The Korean Cultural Society of Boston
한미예술협회
Korean Heritage Symposium
On the First Thursday of March through June
Online at 7:30 pm (Live stream on KCSB Facebook)
Moderator: Jiyeon Kim
Jiyeon Kim received a Ph.D. of East Asian art history from the University of California, Los Angeles. Her recent research topics include social status and artistic identity, collecting history of Asian art in Boston area museums, and gardens as social space. Apart from teaching art history, she worked in conversation and regional art administration and participated in in several exhibition, collection research, and publication projects. She is currently participating in the 2022 North American tour exhibition of the South Korean artist Park Dae Sung.
Brush Painting 수묵화: Sungsook Hong Setton
March 2
Sungsook Hong Setton is a painter whose works combine gestural abstraction with East Asian traditions of water-ink painting. She has exhibited throughout New York and New England as well as in Canada, England, China, Taiwan, and Korea. Sungsook is a brush painting instructor at the China Institute and the Art League of Long Island and is the author of The Spirit of the Brush (2016), which describes brush painting techniques and her personal journey. She trained with Korean and Chinese masters and holds a BFA from SUNY Stony Brook and an MFA from Goddard College
Ong-gi (Korean Earthenware): Hyanglim Han
April 6

Hyanglim Han established Hanhyanglim Onggi Museum in 2004 exhibiting her collections of 20 years, in order to showcase scientific merits and artistic balance of Korean Onggi. Traditional Korean simplicity is embedded in Onggi, and the Museum strives to have Korea’s past be experienced and foster futuristic creative ideas. It also continues its research on preserving Onggi, which is designated as one of Intangible Cultural Properties of the Province.
(Pre-recorded with English subtitles)
Korean Shamans: Laurel Kendall
May 4
Laurel Kendall’s research on Korean shamans began more than 40 years ago; in several books she describes the tradition in relation to women’s lives and how it has adapted to Korea’s many social and economic changes. Her most recent work concerns the power of images in Korean and related popular religious practices. Kendall is Curator of Asian Ethnographic Collections at the American Museum of Natural History and an Adjunct Professor and Adjunct Weatherhead East Asian Institute Senior Research Fellow at Columbia University. Kendall is a former President of the Association for Asian Studies (2016-2017).

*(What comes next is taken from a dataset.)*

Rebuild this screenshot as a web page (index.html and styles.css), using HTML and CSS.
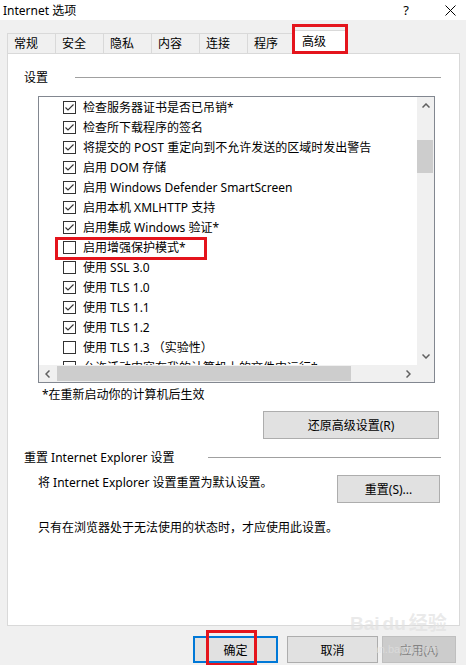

Korean Embroidery: Lee Talbot
June 1
Lee Talbot is Curator for the Textile Museum Collection at the tGeorge Washington University and the Textile Museum in Washington, DC. He joined The Textile Museum in 2007, specializing in the history of East Asian textiles. He has curated numerous exhibitions, including Bingata! Only in Okinawa (2016), Vanishing Traditions: Textiles and Treasures from Southwest China (2018) and Korean Fashion: From Royal Court to Runway (2022). He has published catalogues, articles, and the chapters on Chinese and Korean decorative arts in History of Design: Decorative Arts and Material Culture, 1400–2000. He was previously curator at the Chung Young Yang Embroidery Museum in Seoul and serves on the board of the Textile Society of America.